Tampa Ship Repair & Dry Dock Co. v. Young

SHIVERS, Judge,

dissenting.

I respectfully dissent and would affirm the order of the deputy commissioner finding claimant’s accident compensable.

Our Supreme Court, speaking through Justice Adkins in Eady v. Medical Personnel Pool, 377 So.2d 693 (Fla.1979), clarified the going and coming rule. It does not apply to employees on special missions or errands for the employer. Although there is no general on call exception to the going and coming rule, special errands often arise in the context of calls from the employer. The Eady case discusses favorably, and at some length, the analysis of Professor Arthur Larson, author of The Law of Workmen's Compensation, on this subject.

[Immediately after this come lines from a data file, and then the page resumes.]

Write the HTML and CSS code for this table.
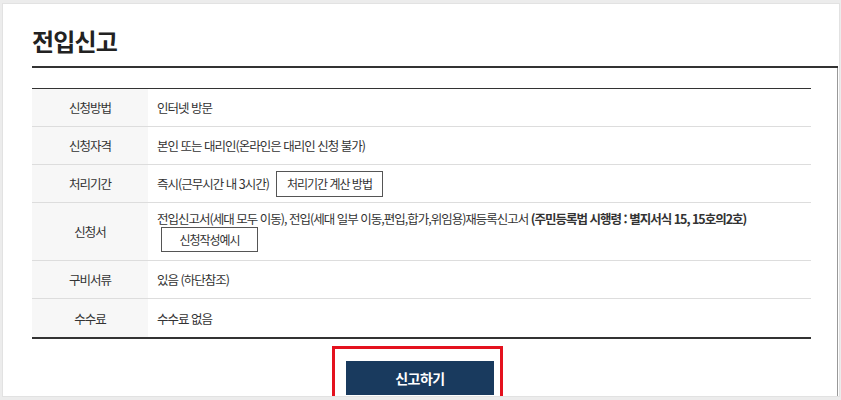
FILE: index.html
```html
<!DOCTYPE html>
<html lang="ko">
<head>
    <meta charset="UTF-8">
    <meta name="viewport" content="width=device-width, initial-scale=1.0">
    <title>전입신고</title>
    <link rel="stylesheet" href="styles.css">
</head>
<body>
    <div class="page">
        <h2 class="title">전입신고</h2>
        <div class="content">
            <div class="info">
                <div class="row">
                    <div class="label">신청방법</div>
                    <div class="value">인터넷 방문</div>
                </div>
                <div class="row">
                    <div class="label">신청자격</div>
                    <div class="value">본인 또는 대리인(온라인은 대리인 신청 불가)</div>
                </div>
                <div class="row">
                    <div class="label">처리기간</div>
                    <div class="value">즉시(근무시간 내 3시간) <button class="small-btn">처리기간 계산 방법</button></div>
                </div>
                <div class="row tall">
                    <div class="label">신청서</div>
                    <div class="value stack">
                        <p>전입신고서(세대 모두 이동), 전입(세대 일부 이동,편입,합가,위임용)재등록신고서 <b>(주민등록법 시행령 : 별지서식 15, 15호의2호)</b></p>
                        <button class="small-btn sample">신청작성예시</button>
                    </div>
                </div>
                <div class="row">
                    <div class="label">구비서류</div>
                    <div class="value">있음 (하단참조)</div>
                </div>
                <div class="row">
                    <div class="label">수수료</div>
                    <div class="value">수수료 없음</div>
                </div>
            </div>
            <div class="btn-area">
                <div class="mark">
                    <button class="submit">신고하기</button>
                </div>
            </div>
        </div>
    </div>
</body>
</html>
```

FILE: styles.css
```css
* {
    box-sizing: border-box;
}
body {
    margin: 0;
    background: #ececec;
    font-family: "Noto Sans CJK KR", "Noto Sans", sans-serif;
    color: #333;
}
.page {
    margin: 3px 0 0 2px;
    width: 838px;
    height: 394px;
    border: 1px solid #e2e2e2;
    background: #fff;
    padding-left: 29px;
    overflow: hidden;
}
.title {
    margin: 0 1px 0 0;
    padding: 21px 0 9px;
    font-size: 24px;
    line-height: 32px;
    font-weight: 700;
    letter-spacing: -0.8px;
    color: #222;
    border-bottom: 2px solid #333;
}
.content {
    margin-right: 1px;
    padding: 20px 26px 0 0;
    height: 330px;
    border-right: 1px solid #999;
}
.info {
    border-top: 1px solid #333;
    border-bottom: 2px solid #333;
}
.row {
    display: flex;
    height: 38px;
    border-bottom: 1px solid #ddd;
    font-size: 12.5px;
    letter-spacing: -1px;
}
.row:last-child {
    border-bottom: none;
}
.row.tall {
    height: 58px;
}
.label {
    width: 116px;
    flex-shrink: 0;
    background: #f7f7f7;
    display: flex;
    align-items: center;
    justify-content: center;
}
.value {
    display: flex;
    align-items: center;
    padding-left: 9px;
    gap: 7px;
}
.value.stack {
    flex-direction: column;
    align-items: flex-start;
    justify-content: flex-start;
    gap: 0;
    padding-top: 8px;
}
.value p {
    margin: 0;
    line-height: 16px;
}
.small-btn {
    font-family: inherit;
    font-size: 12px;
    letter-spacing: -1px;
    color: #333;
    background: #fff;
    border: 1px solid #555;
    height: 26px;
    padding: 0 10px;
}
.small-btn.sample {
    margin-left: 4px;
    height: 25px;
    width: 97px;
    padding: 0;
}
.btn-area {
    display: flex;
    justify-content: center;
    padding: 7px 8px 0 0;
}
.mark {
    border: 3px solid #e4111e;
    padding: 12px 6px 0 11px;
    height: 60px;
}
.submit {
    width: 148px;
    height: 34px;
    border: none;
    background: #193a5e;
    color: #fff;
    font-family: inherit;
    font-size: 14px;
    font-weight: 700;
    letter-spacing: -0.5px;
}
```
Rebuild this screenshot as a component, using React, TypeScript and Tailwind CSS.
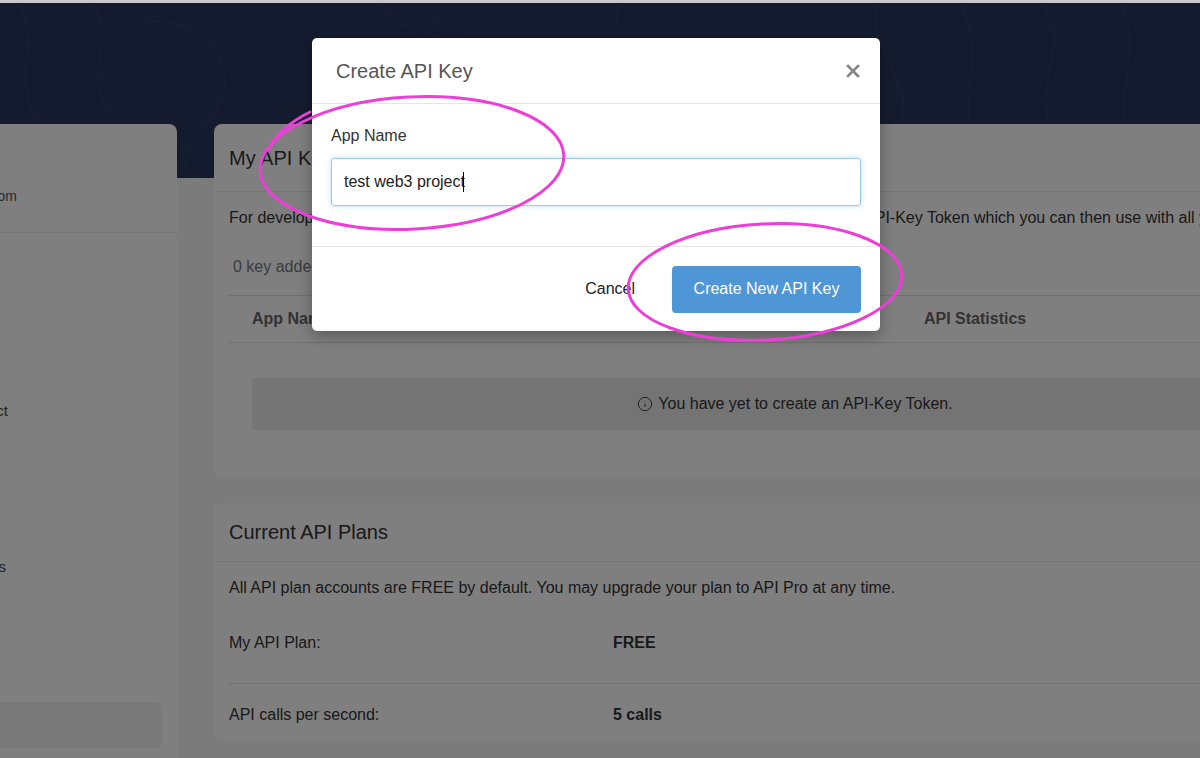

One special circumstance present in the case at bar is that the overtime work which the employer asked the employee to perform required the claimant to drive to work at a particularly hazardous time, i.e., in the middle of the night. Encountering drag racers, as happened here, is the type of hazard which would more commonly be encountered at 3:00 A.M. than at claimant’s regular time of going to work. Professor Larson states that if overtime work is extended so far into the night as to transform a journey into a substantially more inconvenient or hazardous trip, a case may be made for invoking the special errand rule. *7081 Larson’s Workmen’s Compensation Law, § 16.12. Larson cites an Oklahoma case which is factually close to the case sub judice. In Thurston Chemical Co. v. Casteel, 285 P.2d 403 (Okl.1955), a worker who normally started to work at 8:00 A.M. was directed by his employer to appear at 4:00 A.M., and the Oklahoma Court awarded compensation. Larson approved, stating the award was proper due to the onerousness of the trip.

Here, at the end of his regular shift, claimant was instructed to come to work at 4:30 A.M., three hours earlier than the beginning of his regular work day. Based on the suddenness of the assignment and the onerousness of the trip outside his usual and regular working hours, it appears claimant’s journey should be considered as part of the service he was rendering to his employer, thus placing his injury under the special errand exception to the going and coming rule.